Avoid Common RTO Mistakes (near the end of the article) summarizes some common mistakes in RTO selection and operation.
The Role of Packing
Directing the lean waste gas through a packed bed enables its temperature to be brought close to the target furnace temperature using only residual heat left in the bed by the hot flue gas. Sometimes this results in the waste gas hydrocarbons igniting on their own, achieving a further rise in temperature. While an RTO furnace always has a fuel gas burner, with good design fuel gas consumption might be zero during normal operation.
Without heat exchange packing, an operating RTO would perform like an ordinary incinerator — fuel usage to reach the needed furnace temperature would be high with a lean waste gas. More bed packing lowers fuel gas needed or raises furnace temperature reached.
If the beds were never switched, an RTO would perform like an ordinary incinerator — the hot flue gas would heat the bed it’s flowing through to the flue gas temperature and the lean waste gas would draw all of the heat out of the other bed. Fuel consumption would be high with a lean waste gas. Shorter bed switching time reduces fuel gas needed or increases furnace temperature reached.
The flow and composition of the waste gas determine bed size and packing type. You must use enough packing to absorb the heat from the full flow of stack gas — once a layer of packing is heated to combustion chamber temperature, it can’t pick up any more energy so another layer must be added. The designer sets the pounds of packing in each bed according to the rate of stack gas flow and the time the bed is absorbing heat before it’s switched. The type of packing used is an economic decision — random packing is cheaper but structured packing (Figure 2) takes up less room for the same amount of heat transfer.

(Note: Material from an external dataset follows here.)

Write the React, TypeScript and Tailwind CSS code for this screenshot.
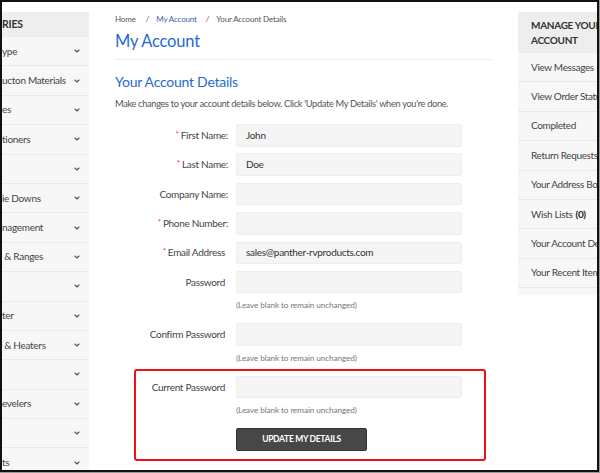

Figure 2 -- Typical ceramic block:
Bed construction and the flow and composition of the waste gas dictate bed switching time. For greater heat-transfer efficiency, switching time needs to be shorter. But with larger beds switching time can be extended because there’s more packing to absorb the heat. Every time the beds switch, a small burst of unburned waste gas flows to the stack; a high required DRE mandates longer switching times, which results in larger packed beds.
Varying Quality Gas
A waste gas that usually is lean but occasionally can be richer demands special attention, as waste gas with more hydrocarbons requires less heat recovery to maintain low fuel-gas consumption. To reduce the heat recovery efficiency of the system, you can remove bed packing — but this is difficult. So, in such situations, units generally rely on either cold gas bypass (CGB) or hot gas bypass (HGB) to divert some gas around the heat recovery section of the RTO. With CGB, part of the cold waste gas is ducted directly to the furnace; with HGB, part of the hot furnace exhaust is ducted directly to the stack.